Secondo un recente studio, con il 50% di probabilità in 9 anni sarà superato il riscaldamento di 1,5 gradi
Nel 2022 le emissioni globali di CO2, vale a dire di anidride carbonica prodotte dal consumo di combustibili fossili – petrolio, gas o carbone supereranno il loro livello record avvicinandosi al totale annuale più alto di sempre registrato nel 2019 con 40,9 miliardi di tonnellate (GtCO2). Quest’anno infatti gli scienziati ne prevedono in atmosfera 40,6 miliardi.

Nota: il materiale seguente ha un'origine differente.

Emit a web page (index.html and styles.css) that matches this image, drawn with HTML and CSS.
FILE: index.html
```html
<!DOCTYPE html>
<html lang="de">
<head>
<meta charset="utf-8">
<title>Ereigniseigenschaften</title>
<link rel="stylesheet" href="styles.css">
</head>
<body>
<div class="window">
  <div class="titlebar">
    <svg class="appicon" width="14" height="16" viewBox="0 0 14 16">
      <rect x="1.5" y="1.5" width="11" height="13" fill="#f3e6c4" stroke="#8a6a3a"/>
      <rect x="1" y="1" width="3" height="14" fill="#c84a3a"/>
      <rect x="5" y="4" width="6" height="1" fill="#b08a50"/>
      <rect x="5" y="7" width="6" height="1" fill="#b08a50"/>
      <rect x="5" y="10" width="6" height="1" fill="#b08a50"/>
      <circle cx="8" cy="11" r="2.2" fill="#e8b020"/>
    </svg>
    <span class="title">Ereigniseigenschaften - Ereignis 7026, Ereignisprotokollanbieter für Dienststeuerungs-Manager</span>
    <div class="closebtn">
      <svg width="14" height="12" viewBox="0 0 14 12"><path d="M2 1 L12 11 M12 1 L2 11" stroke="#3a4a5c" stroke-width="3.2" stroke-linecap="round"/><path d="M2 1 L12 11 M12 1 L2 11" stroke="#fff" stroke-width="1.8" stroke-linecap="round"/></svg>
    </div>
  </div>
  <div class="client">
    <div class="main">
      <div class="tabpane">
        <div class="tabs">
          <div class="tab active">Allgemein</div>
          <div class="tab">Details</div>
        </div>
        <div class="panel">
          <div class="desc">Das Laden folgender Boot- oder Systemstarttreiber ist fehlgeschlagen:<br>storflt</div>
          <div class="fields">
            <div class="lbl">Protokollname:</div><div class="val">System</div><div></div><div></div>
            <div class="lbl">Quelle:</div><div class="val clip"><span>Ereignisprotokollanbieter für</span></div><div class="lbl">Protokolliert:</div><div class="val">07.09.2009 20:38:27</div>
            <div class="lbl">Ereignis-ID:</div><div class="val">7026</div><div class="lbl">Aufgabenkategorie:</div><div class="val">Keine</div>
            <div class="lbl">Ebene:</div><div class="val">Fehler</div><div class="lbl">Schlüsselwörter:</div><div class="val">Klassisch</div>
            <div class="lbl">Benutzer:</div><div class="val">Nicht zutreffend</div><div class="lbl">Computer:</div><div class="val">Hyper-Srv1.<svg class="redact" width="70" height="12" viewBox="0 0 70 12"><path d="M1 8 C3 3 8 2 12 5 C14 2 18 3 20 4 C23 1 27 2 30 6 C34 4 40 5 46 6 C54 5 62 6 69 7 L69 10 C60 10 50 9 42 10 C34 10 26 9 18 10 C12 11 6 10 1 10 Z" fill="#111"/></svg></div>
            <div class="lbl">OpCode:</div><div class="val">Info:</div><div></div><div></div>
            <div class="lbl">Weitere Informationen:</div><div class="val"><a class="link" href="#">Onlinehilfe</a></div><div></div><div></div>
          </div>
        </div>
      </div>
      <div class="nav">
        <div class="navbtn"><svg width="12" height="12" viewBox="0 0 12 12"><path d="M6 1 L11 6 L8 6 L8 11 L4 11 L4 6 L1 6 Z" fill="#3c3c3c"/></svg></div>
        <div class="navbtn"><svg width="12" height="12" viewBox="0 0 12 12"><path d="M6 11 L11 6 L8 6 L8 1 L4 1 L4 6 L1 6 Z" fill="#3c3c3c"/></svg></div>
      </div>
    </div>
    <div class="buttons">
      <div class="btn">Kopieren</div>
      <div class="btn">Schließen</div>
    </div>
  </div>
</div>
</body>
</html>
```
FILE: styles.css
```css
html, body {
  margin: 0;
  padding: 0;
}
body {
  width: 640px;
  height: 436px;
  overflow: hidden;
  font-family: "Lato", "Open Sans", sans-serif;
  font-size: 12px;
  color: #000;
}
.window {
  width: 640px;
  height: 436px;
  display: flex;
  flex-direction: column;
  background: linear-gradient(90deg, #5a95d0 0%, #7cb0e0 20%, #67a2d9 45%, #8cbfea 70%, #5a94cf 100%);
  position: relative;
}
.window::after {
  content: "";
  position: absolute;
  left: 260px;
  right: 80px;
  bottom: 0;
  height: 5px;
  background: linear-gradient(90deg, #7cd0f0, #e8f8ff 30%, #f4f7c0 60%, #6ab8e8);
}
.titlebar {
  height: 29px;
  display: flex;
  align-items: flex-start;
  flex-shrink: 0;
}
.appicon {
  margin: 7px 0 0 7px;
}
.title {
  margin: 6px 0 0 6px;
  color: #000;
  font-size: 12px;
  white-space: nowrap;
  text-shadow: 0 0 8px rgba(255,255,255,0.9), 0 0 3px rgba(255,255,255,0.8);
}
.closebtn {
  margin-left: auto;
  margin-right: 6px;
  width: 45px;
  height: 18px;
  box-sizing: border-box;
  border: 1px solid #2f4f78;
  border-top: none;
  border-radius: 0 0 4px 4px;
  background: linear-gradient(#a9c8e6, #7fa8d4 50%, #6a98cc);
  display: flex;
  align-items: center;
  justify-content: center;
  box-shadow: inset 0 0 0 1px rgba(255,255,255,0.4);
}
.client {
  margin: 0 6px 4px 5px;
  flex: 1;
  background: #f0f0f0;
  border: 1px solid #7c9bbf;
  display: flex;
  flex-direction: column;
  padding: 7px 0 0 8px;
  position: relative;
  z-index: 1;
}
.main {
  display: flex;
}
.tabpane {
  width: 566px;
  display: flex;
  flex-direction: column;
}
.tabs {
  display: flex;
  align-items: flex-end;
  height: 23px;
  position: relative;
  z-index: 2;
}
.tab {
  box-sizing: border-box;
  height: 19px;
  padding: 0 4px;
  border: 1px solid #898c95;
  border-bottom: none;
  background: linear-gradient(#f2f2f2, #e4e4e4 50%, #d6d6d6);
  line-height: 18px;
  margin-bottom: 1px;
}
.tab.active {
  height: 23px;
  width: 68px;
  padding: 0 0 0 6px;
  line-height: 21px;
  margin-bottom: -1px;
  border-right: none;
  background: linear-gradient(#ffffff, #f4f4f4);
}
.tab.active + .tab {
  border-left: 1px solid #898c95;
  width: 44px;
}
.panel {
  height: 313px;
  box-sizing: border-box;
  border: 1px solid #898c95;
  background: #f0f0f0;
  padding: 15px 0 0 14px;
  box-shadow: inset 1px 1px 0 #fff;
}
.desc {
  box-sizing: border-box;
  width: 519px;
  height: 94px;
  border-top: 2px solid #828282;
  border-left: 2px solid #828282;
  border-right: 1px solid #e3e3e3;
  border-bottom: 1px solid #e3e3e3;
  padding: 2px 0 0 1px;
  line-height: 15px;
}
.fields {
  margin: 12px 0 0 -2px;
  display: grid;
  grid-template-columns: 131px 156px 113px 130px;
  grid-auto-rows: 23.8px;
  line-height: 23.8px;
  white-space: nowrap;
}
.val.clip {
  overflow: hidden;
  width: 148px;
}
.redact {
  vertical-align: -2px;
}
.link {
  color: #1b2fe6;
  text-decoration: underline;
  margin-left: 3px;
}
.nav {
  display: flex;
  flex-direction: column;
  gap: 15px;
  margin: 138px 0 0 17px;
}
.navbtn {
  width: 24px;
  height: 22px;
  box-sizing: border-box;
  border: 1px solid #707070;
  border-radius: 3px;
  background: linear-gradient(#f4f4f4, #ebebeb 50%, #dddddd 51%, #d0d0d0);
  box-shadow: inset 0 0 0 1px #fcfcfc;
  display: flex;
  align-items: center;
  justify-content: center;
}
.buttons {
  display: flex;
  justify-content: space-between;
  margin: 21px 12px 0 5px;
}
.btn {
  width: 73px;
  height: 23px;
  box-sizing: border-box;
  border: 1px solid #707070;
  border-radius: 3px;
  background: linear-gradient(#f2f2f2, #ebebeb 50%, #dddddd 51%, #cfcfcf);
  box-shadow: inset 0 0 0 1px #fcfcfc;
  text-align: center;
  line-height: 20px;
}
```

L’allarme arriva dal team scientifico del Global Carbon Project che comprende University of Exter, University of East Anglia (Uea) e Cicero e Ludwig-Maximilian-University Munich.
Il rapporto Global Carbon
I dati sono stati presentati nel corso della COP27, la XXVII Convenzione quadro delle Nazioni Unite sui cambiamenti climatici, in Egitto a Sharm el Sheikh, che si concluderà il 18 novembre.
Se gli attuali livelli di emissioni persistono, dicono gli esperti, c’è il 50% di probabilità che il riscaldamento globale di 1,5 gradi sarà superato in 9 anni.

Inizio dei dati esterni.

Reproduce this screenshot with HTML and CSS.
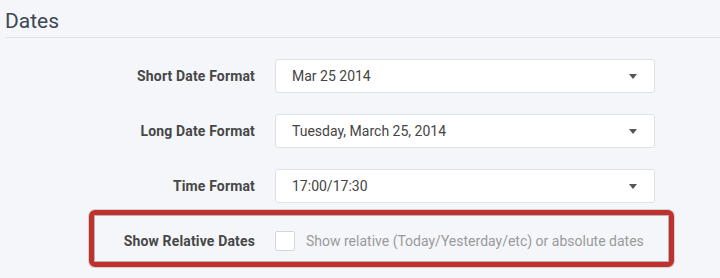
FILE: index.html
```html
<!DOCTYPE html>
<html lang="en">
<head>
  <meta charset="UTF-8" />
  <title>Dates</title>
  <link rel="stylesheet" href="styles.css">
</head>
<body>

<h2 class="section-title">Dates</h2>

<div class="form">
  <div class="row">
    <label class="label">Short Date Format</label>
    <div class="select">
      <span>Mar 25 2014</span>
      <span class="caret"></span>
    </div>
  </div>

  <div class="row">
    <label class="label">Long Date Format</label>
    <div class="select">
      <span>Tuesday, March 25, 2014</span>
      <span class="caret"></span>
    </div>
  </div>

  <div class="row">
    <label class="label">Time Format</label>
    <div class="select">
      <span>17:00/17:30</span>
      <span class="caret"></span>
    </div>
  </div>

  <div class="row row-check">
    <div class="highlight"></div>
    <label class="label">Show Relative Dates</label>
    <div class="check">
      <span class="box"></span>
      <span class="check-text">Show relative (Today/Yesterday/etc) or absolute dates</span>
    </div>
  </div>
</div>

</body>
</html>
```

FILE: styles.css
```css
body {
  margin: 0;
  background-color: #f4f6fa;
  font-family: Roboto, "Liberation Sans", sans-serif;
  color: #444;
}
.section-title {
  margin: 0 0 0 5px;
  padding: 10px 0 5px;
  font-size: 21px;
  font-weight: normal;
  line-height: 22px;
  color: #3e4656;
  border-bottom: 1px solid #dfe3e8;
}
.form {
  padding-top: 21px;
}
.row {
  display: flex;
  align-items: center;
  height: 34px;
  margin-bottom: 21px;
  position: relative;
}
.label {
  width: 255px;
  text-align: right;
  font-size: 14px;
  font-weight: bold;
  letter-spacing: 0.15px;
  color: #474747;
}
.select {
  margin-left: 20px;
  width: 346px;
  height: 32px;
  border: 1px solid #dde2e7;
  border-radius: 3px;
  background: #fff;
  display: flex;
  align-items: center;
  justify-content: space-between;
  padding: 0 16px;
  font-size: 14px;
  color: #454545;
}
.caret {
  width: 0;
  height: 0;
  border-left: 4.5px solid transparent;
  border-right: 4.5px solid transparent;
  border-top: 5px solid #555;
  margin-right: 1px;
}
.check {
  margin-left: 20px;
  display: flex;
  align-items: center;
}
.box {
  width: 18px;
  height: 18px;
  border: 1px solid #d3d6da;
  border-radius: 2px;
  background: #fff;
}
.check-text {
  margin-left: 11px;
  font-size: 14px;
  color: #9a9a9a;
}
/* annotation frame round the relative dates row */
.highlight {
  position: absolute;
  left: 89px;
  top: -14px;
  bottom: -9px;
  width: 575px;
  border: 5px solid #c1312c;
  border-radius: 6px;
  box-shadow: inset 0 0 0 1px rgba(70, 60, 60, 0.35), 0 0 0 1px rgba(70, 60, 60, 0.2);
}
```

E al momento non ci sono segni di diminuzione delle emissioni necessari per limitarlo. Anzi, ad alimentarle vi sono le emissioni fossili in crescita dell’1% rispetto al 2021. Sono previste fino a quota 36,6 miliardi di tonnellate, leggermente al di sopra dei livelli pre Covid del 2019.

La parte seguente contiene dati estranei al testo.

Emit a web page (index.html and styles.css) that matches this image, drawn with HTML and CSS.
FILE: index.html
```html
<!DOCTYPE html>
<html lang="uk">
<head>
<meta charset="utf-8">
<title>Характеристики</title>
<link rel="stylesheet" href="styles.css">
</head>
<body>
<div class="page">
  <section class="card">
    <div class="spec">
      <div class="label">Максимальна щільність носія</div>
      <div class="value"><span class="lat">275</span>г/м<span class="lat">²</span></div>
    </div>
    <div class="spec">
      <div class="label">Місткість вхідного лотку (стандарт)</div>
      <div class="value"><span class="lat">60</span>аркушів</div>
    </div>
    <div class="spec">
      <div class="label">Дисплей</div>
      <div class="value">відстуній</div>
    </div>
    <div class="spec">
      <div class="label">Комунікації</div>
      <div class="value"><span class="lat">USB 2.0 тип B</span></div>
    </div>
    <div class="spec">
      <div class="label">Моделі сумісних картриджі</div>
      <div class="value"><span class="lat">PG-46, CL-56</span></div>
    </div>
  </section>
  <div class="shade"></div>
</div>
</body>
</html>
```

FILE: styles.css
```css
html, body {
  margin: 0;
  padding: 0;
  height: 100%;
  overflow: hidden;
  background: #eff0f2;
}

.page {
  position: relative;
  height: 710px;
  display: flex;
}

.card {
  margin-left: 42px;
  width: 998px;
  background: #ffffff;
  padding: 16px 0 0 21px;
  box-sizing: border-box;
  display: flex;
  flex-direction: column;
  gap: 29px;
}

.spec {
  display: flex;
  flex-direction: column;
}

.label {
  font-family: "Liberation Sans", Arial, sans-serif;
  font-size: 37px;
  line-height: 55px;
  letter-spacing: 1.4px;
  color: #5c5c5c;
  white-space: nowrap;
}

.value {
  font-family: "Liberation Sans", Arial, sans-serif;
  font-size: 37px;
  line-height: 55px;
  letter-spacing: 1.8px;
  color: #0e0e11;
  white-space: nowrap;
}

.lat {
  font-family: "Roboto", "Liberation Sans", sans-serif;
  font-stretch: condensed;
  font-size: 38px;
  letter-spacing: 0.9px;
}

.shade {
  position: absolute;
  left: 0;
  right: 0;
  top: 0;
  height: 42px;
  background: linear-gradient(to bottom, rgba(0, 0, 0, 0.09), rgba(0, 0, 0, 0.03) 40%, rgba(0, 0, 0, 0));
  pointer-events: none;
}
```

L’obiettivo zero emissioni entro il 2050
Le emissioni dovute al cambiamento dell’uso del suolo quale la deforestazione dovrebbero arrivare a 3,9 miliardi di tonnellate (GtCO2).
Per arrivare a zero emissioni di CO2 entro il 2050, rilevano gli esperti, sarebbe necessaria una diminuzione di circa 1,4 miliardi di tonnellate ogni anno, paragonabile alla riduzione delle emissioni osservata nel 2020 dovuta alla pandemia.
Il rapporto Global Carbon Budget prevede che le concentrazioni atmosferiche di CO2 raggiungeranno una media di 417,2 parti per milione nel 2022, oltre il 50%al di sopra dei livelli preindustriali.
Questo nonostante il bilancio di quest’anno mostri che il tasso di aumento delle emissioni fossili a lungo termine è rallentato. Il picco del +3% si è avuto nei primi anni 2000, mentre la crescita dell’ultimo decennio è stata di circa 0,5% all’anno.
Gli effetti della crisi climatica nel mondo
Sono notevoli gli effetti che la crisi climatica ha già provocato nel mondo tra siccità, alluvioni e frane con perdite economiche significative.
In particolare in Asia, secondo quanto rileva il rapporto dell’Organizzazione meteorologica mondiale (Wmo), nel 2021 i disastri meteorologici hanno causato un danno di 35,6 miliardi di dollari, colpendo 48,3 milioni di persone.
Sempre in Asia i danni economici da siccità nello stesso anno sono cresciuti del 63% rispetto alla media dei vent’anni precedenti (2001-2020); quelli da alluvione del 23% e da frane del 147%.
Nel continente lo scorso anno ci sono stati oltre 100 disastri naturali dei quali l’80% alluvioni e tempeste con un tragico bilancio anche in termini di vittime, circa 4 mila.
Le inondazioni hanno causato danni economici maggiori in Cina (18,4 miliardi di dollari), India (3,2 miliardi) e Thailandia (0,6 miliardi).
Le tempeste hanno causato danni soprattutto in India (4,4 miliardi), Cina (3 miliardi) e Giappone (2 miliardi).
Per quanto riguarda l’Europa, l’IPCC, il Gruppo Intergovernativo sul cambiamento climatico, identifica 4 categorie di rischi che diventano più gravi con un riscaldamento di 2° C: ondate di calore su popolazioni ed ecosistemi, con riduzione degli habitat adatti agli attuali ecosistemi terrestri e marini e un cambio irreversibile della loro composizione; rischi per la produzione agricola a causa di caldo e siccità; carenza di risorse idriche; maggiore frequenza e intensità di inondazioni.